** Begin Raw data **

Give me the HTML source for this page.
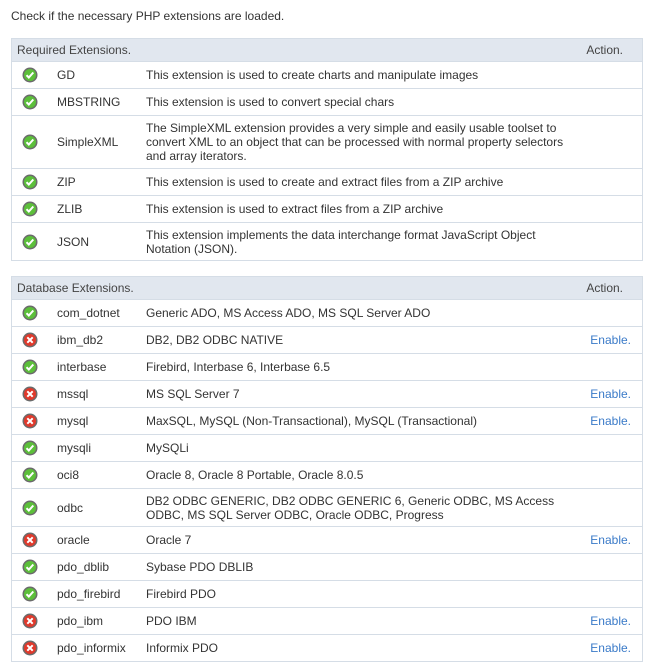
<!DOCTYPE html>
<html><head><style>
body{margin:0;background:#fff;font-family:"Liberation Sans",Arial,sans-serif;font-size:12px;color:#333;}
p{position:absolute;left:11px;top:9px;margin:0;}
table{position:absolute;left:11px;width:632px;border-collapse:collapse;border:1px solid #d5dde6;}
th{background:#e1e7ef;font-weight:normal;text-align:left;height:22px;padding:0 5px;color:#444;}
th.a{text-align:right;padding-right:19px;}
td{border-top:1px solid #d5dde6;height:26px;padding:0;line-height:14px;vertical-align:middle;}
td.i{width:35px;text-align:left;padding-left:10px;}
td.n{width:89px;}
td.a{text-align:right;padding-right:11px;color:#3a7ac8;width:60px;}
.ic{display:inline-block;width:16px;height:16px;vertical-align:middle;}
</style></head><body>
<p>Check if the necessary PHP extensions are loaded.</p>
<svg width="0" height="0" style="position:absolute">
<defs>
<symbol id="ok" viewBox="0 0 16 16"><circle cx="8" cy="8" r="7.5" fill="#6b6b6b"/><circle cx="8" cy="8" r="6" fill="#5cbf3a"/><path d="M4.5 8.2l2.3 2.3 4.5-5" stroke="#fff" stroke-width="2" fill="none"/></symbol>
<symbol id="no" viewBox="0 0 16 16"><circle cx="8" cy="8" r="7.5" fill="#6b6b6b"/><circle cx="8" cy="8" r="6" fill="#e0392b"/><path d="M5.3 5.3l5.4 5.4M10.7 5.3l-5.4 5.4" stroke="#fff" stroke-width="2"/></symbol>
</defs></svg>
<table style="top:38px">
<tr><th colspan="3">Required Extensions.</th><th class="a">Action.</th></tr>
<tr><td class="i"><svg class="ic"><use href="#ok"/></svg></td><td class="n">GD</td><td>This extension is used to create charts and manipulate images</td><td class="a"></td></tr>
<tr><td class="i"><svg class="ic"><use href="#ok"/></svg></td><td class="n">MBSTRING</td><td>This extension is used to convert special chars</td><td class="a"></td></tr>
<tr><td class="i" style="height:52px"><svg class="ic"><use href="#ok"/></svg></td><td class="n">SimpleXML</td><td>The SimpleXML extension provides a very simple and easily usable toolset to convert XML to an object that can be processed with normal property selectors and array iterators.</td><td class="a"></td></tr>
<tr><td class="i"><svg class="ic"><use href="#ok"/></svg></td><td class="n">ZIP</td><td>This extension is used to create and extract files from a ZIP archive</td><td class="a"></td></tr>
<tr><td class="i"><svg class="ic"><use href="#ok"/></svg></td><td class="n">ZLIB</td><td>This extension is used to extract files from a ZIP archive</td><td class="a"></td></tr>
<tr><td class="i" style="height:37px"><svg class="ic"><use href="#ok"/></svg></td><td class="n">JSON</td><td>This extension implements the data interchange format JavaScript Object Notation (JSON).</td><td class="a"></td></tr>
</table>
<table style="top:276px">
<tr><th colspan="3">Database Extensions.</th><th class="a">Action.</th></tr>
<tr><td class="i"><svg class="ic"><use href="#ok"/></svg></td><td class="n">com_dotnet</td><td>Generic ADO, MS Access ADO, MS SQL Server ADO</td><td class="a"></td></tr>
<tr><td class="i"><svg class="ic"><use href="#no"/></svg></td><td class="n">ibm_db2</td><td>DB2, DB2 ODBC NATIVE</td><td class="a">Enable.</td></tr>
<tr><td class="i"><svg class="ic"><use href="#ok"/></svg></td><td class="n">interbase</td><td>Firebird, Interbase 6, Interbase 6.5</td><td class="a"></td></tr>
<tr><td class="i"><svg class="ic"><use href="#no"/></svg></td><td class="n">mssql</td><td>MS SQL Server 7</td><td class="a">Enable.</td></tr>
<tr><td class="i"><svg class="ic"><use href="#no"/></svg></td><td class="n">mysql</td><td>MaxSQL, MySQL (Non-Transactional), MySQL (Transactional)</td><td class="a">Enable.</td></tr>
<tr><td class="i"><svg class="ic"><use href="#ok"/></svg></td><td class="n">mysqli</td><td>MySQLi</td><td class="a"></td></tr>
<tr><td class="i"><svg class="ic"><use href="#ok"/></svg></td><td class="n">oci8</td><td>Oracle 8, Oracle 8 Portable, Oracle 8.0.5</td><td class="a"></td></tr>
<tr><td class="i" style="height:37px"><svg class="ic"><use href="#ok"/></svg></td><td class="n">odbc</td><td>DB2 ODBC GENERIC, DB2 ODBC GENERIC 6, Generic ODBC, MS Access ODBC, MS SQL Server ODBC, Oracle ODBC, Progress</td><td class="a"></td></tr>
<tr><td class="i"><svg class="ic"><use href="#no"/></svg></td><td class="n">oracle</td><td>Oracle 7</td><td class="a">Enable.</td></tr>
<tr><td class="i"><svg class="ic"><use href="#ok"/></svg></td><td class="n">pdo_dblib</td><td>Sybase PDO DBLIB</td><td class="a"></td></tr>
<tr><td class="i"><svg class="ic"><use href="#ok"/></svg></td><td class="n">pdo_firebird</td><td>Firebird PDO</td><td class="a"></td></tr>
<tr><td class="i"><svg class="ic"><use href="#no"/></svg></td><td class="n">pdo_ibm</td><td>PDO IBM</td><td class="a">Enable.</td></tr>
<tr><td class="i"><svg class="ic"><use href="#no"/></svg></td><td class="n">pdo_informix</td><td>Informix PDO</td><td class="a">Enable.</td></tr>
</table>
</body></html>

** End Raw data **

Reproduce each line exactly, please, except for any pictures.

Give me the HTML source for this page.
<!DOCTYPE html>
<html><head><style>
body{margin:0;background:#fff;font-family:"Liberation Sans",Arial,sans-serif;font-size:12px;color:#333;}
p{position:absolute;left:11px;top:9px;margin:0;}
table{position:absolute;left:11px;width:632px;border-collapse:collapse;border:1px solid #d5dde6;}
th{background:#e1e7ef;font-weight:normal;text-align:left;height:22px;padding:0 5px;color:#444;}
th.a{text-align:right;padding-right:19px;}
td{border-top:1px solid #d5dde6;height:26px;padding:0;line-height:14px;vertical-align:middle;}
td.i{width:35px;text-align:left;padding-left:10px;}
td.n{width:89px;}
td.a{text-align:right;padding-right:11px;color:#3a7ac8;width:60px;}
.ic{display:inline-block;width:16px;height:16px;vertical-align:middle;}
</style></head><body>
<p>Check if the necessary PHP extensions are loaded.</p>
<svg width="0" height="0" style="position:absolute">
<defs>
<symbol id="ok" viewBox="0 0 16 16"><circle cx="8" cy="8" r="7.5" fill="#6b6b6b"/><circle cx="8" cy="8" r="6" fill="#5cbf3a"/><path d="M4.5 8.2l2.3 2.3 4.5-5" stroke="#fff" stroke-width="2" fill="none"/></symbol>
<symbol id="no" viewBox="0 0 16 16"><circle cx="8" cy="8" r="7.5" fill="#6b6b6b"/><circle cx="8" cy="8" r="6" fill="#e0392b"/><path d="M5.3 5.3l5.4 5.4M10.7 5.3l-5.4 5.4" stroke="#fff" stroke-width="2"/></symbol>
</defs></svg>
<table style="top:38px">
<tr><th colspan="3">Required Extensions.</th><th class="a">Action.</th></tr>
<tr><td class="i"><svg class="ic"><use href="#ok"/></svg></td><td class="n">GD</td><td>This extension is used to create charts and manipulate images</td><td class="a"></td></tr>
<tr><td class="i"><svg class="ic"><use href="#ok"/></svg></td><td class="n">MBSTRING</td><td>This extension is used to convert special chars</td><td class="a"></td></tr>
<tr><td class="i" style="height:52px"><svg class="ic"><use href="#ok"/></svg></td><td class="n">SimpleXML</td><td>The SimpleXML extension provides a very simple and easily usable toolset to convert XML to an object that can be processed with normal property selectors and array iterators.</td><td class="a"></td></tr>
<tr><td class="i"><svg class="ic"><use href="#ok"/></svg></td><td class="n">ZIP</td><td>This extension is used to create and extract files from a ZIP archive</td><td class="a"></td></tr>
<tr><td class="i"><svg class="ic"><use href="#ok"/></svg></td><td class="n">ZLIB</td><td>This extension is used to extract files from a ZIP archive</td><td class="a"></td></tr>
<tr><td class="i" style="height:37px"><svg class="ic"><use href="#ok"/></svg></td><td class="n">JSON</td><td>This extension implements the data interchange format JavaScript Object Notation (JSON).</td><td class="a"></td></tr>
</table>
<table style="top:276px">
<tr><th colspan="3">Database Extensions.</th><th class="a">Action.</th></tr>
<tr><td class="i"><svg class="ic"><use href="#ok"/></svg></td><td class="n">com_dotnet</td><td>Generic ADO, MS Access ADO, MS SQL Server ADO</td><td class="a"></td></tr>
<tr><td class="i"><svg class="ic"><use href="#no"/></svg></td><td class="n">ibm_db2</td><td>DB2, DB2 ODBC NATIVE</td><td class="a">Enable.</td></tr>
<tr><td class="i"><svg class="ic"><use href="#ok"/></svg></td><td class="n">interbase</td><td>Firebird, Interbase 6, Interbase 6.5</td><td class="a"></td></tr>
<tr><td class="i"><svg class="ic"><use href="#no"/></svg></td><td class="n">mssql</td><td>MS SQL Server 7</td><td class="a">Enable.</td></tr>
<tr><td class="i"><svg class="ic"><use href="#no"/></svg></td><td class="n">mysql</td><td>MaxSQL, MySQL (Non-Transactional), MySQL (Transactional)</td><td class="a">Enable.</td></tr>
<tr><td class="i"><svg class="ic"><use href="#ok"/></svg></td><td class="n">mysqli</td><td>MySQLi</td><td class="a"></td></tr>
<tr><td class="i"><svg class="ic"><use href="#ok"/></svg></td><td class="n">oci8</td><td>Oracle 8, Oracle 8 Portable, Oracle 8.0.5</td><td class="a"></td></tr>
<tr><td class="i" style="height:37px"><svg class="ic"><use href="#ok"/></svg></td><td class="n">odbc</td><td>DB2 ODBC GENERIC, DB2 ODBC GENERIC 6, Generic ODBC, MS Access ODBC, MS SQL Server ODBC, Oracle ODBC, Progress</td><td class="a"></td></tr>
<tr><td class="i"><svg class="ic"><use href="#no"/></svg></td><td class="n">oracle</td><td>Oracle 7</td><td class="a">Enable.</td></tr>
<tr><td class="i"><svg class="ic"><use href="#ok"/></svg></td><td class="n">pdo_dblib</td><td>Sybase PDO DBLIB</td><td class="a"></td></tr>
<tr><td class="i"><svg class="ic"><use href="#ok"/></svg></td><td class="n">pdo_firebird</td><td>Firebird PDO</td><td class="a"></td></tr>
<tr><td class="i"><svg class="ic"><use href="#no"/></svg></td><td class="n">pdo_ibm</td><td>PDO IBM</td><td class="a">Enable.</td></tr>
<tr><td class="i"><svg class="ic"><use href="#no"/></svg></td><td class="n">pdo_informix</td><td>Informix PDO</td><td class="a">Enable.</td></tr>
</table>
</body></html>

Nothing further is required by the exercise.